Accordingly, the judgment of the district court will be vacated and the matter will be remanded for further proceedings in accordance with this opinion.

. The district court concluded that this telex met the letter’s requirement of a sight draft. Equibank did not file a cross-appeal from this determination and consequently it is not before us. The opinion of the district court on this point is reported in Chase Manhattan Bank v. Equibank, 394 F.Supp. 352 (W.D.Pa.1975).
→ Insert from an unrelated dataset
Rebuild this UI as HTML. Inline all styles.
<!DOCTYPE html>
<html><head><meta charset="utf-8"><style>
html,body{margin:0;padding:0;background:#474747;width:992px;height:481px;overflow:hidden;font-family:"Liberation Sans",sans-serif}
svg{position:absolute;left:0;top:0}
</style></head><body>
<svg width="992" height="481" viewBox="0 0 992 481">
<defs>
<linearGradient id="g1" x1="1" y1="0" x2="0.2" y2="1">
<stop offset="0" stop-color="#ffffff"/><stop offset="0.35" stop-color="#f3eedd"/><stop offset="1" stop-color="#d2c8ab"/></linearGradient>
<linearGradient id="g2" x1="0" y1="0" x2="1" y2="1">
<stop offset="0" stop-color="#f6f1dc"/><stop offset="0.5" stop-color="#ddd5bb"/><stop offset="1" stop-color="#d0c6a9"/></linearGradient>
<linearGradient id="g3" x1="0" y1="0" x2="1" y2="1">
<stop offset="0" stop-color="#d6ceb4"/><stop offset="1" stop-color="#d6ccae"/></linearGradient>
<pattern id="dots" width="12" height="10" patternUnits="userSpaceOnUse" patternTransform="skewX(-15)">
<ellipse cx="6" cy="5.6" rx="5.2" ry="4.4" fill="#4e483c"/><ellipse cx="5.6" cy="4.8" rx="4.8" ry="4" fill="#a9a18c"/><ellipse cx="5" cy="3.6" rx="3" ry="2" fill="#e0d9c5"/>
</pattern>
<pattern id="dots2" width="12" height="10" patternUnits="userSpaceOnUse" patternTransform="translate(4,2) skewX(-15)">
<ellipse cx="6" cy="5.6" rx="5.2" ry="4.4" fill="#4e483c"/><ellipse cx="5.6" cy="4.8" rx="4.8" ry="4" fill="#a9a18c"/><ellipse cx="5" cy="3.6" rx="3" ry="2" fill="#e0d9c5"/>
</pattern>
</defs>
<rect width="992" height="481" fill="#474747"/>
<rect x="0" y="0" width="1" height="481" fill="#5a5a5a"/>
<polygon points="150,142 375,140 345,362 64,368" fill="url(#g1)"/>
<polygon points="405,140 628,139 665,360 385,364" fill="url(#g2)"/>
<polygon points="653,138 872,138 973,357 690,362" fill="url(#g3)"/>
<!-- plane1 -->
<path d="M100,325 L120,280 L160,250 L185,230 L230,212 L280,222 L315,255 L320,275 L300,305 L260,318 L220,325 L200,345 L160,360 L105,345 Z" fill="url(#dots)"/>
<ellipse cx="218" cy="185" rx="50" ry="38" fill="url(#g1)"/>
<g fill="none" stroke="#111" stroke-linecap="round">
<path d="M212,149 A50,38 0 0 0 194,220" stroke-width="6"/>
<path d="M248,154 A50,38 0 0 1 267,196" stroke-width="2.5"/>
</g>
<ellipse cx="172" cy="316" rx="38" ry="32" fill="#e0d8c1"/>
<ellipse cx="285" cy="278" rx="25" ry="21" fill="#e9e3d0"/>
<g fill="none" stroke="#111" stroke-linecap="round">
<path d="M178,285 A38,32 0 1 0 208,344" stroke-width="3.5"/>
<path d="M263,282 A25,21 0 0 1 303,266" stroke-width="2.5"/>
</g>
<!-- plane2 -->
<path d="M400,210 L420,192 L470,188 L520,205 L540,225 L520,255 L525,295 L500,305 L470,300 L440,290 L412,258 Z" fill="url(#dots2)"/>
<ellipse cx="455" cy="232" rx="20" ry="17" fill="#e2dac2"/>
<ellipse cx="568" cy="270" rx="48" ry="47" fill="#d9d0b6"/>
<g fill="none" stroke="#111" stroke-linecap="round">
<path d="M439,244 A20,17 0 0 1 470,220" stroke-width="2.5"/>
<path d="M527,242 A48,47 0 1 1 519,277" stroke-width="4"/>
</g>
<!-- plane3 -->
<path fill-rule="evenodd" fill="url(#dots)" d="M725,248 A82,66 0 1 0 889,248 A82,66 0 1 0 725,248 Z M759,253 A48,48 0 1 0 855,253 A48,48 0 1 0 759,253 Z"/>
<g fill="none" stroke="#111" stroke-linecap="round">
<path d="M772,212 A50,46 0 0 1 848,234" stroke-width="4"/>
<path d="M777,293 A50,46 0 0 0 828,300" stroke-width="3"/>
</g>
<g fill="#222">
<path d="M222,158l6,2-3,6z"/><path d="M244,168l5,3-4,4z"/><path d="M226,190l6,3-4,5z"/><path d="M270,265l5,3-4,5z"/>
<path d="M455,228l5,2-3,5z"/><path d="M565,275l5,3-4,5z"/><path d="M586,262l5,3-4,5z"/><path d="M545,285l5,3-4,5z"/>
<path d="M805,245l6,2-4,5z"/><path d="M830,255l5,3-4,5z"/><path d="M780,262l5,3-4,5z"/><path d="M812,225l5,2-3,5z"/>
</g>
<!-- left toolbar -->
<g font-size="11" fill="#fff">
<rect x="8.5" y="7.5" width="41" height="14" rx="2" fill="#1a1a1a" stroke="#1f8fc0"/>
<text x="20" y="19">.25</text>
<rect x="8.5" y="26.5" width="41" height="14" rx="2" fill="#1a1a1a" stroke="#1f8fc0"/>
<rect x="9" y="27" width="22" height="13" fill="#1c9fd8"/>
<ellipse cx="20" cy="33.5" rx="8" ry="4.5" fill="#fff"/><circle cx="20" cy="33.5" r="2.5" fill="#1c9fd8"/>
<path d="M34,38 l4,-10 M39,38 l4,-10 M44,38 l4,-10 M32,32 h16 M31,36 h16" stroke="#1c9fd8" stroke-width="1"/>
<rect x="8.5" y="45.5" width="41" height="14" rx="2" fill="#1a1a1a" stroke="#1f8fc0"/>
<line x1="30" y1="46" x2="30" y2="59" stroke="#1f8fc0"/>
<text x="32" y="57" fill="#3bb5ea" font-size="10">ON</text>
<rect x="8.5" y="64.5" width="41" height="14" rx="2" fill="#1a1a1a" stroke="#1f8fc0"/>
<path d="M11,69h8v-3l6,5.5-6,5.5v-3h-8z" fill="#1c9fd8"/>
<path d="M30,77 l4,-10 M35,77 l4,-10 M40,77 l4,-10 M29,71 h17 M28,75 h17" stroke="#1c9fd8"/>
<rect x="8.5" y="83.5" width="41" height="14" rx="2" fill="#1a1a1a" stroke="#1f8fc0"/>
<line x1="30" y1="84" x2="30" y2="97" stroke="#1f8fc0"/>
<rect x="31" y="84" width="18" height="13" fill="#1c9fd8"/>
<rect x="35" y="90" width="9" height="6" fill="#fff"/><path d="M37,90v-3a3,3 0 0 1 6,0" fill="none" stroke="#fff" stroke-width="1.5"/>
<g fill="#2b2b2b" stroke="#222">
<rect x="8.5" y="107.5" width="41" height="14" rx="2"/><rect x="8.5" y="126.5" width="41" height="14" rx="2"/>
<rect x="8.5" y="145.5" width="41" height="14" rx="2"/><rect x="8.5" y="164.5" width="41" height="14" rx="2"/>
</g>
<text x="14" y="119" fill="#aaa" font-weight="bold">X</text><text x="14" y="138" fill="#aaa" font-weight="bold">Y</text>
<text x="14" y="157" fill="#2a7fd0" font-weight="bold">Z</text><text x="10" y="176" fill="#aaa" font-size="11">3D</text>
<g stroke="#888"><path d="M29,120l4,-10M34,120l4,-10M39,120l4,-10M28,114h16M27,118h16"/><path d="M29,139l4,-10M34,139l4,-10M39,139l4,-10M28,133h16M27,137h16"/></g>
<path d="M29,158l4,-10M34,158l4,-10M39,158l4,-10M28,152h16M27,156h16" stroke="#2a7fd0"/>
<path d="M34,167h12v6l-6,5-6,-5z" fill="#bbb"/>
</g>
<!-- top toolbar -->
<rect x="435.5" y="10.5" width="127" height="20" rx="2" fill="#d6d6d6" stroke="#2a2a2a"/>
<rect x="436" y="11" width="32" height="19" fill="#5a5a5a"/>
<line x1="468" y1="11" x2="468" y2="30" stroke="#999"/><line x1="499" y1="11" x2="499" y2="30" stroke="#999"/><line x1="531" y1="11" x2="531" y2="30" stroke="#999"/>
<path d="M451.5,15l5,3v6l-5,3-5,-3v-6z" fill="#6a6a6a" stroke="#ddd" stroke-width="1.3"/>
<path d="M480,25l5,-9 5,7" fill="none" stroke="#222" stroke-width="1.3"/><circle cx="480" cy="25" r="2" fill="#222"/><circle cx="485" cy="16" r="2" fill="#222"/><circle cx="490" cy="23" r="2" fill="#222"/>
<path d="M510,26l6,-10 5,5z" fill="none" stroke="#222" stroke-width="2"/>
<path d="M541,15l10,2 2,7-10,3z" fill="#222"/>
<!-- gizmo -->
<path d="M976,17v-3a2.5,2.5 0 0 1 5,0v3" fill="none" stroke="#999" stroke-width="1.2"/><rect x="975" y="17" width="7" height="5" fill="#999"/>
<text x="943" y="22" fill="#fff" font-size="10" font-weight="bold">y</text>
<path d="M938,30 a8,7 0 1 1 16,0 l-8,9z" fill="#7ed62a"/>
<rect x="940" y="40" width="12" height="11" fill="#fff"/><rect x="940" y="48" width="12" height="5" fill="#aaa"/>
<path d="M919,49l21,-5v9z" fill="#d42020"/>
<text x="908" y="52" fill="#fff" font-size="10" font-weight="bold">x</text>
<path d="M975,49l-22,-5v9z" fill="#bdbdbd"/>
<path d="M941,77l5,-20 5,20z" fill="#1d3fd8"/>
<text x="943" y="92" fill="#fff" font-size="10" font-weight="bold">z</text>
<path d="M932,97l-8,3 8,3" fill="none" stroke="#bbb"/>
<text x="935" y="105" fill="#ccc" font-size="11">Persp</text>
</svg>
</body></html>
In view of our disposition of the case, it is not necessary for us to determine whether Chase complied with the provision that the draft be “accompanied” by supporting documents.

. Mentschicoff, How to Handle Letters of Credit, 19 Bus.Law. 107, 107-08 (1963).

. See Comment, Commercial Letters of Credit: Development and Expanded Use in Modern Commercial Transactions, 4 Cum.-Sam.L.Rev. 134 (1973).

. See Harfield, Code, Customs and Conscience in Letter-of-Credit Law, 4 U.C.C.L.J. 7, 11 (1972), where the author expresses his “fear that the sacred cow of equity may trample the tender vines of letter-of-credit law.”

. Similarly, the U.C.C. provision cited by the district court is inapplicable because under these facts it would be enforceable against Equibank only by Air-North.

. The defendant in that case was actually a confirming bank rather than the issuer. However, insofar as the principle under discussion is concerned, the issuer and the confirming bank are on the same footing. See the discussion at 481 F.2d at 1236, U.C.C. § 5-107(2). Student commentary on the case and on letters of credit generally may be found at 42 Fordham L.Rev. 706 (1974); 52 Texas L.Rev. 578 (1974); 19 Vill.L.Rev. 686 (1974).

. International Chamber of Commerce, Uniform Customs and Practice for Documentary Credits, Brochure 222, Art. 42 (rev. ed. 1962), states: “Banks are under no obligation to accept presentation of documents outside their banking hours.” The letter of credit recited that it was subject to the Uniform Customs.

Chase has argued that it could have sent the documents to Pittsburgh by air messenger on Monday Afternoon. It is curious that this procedure was not utilized on the preceding Friday.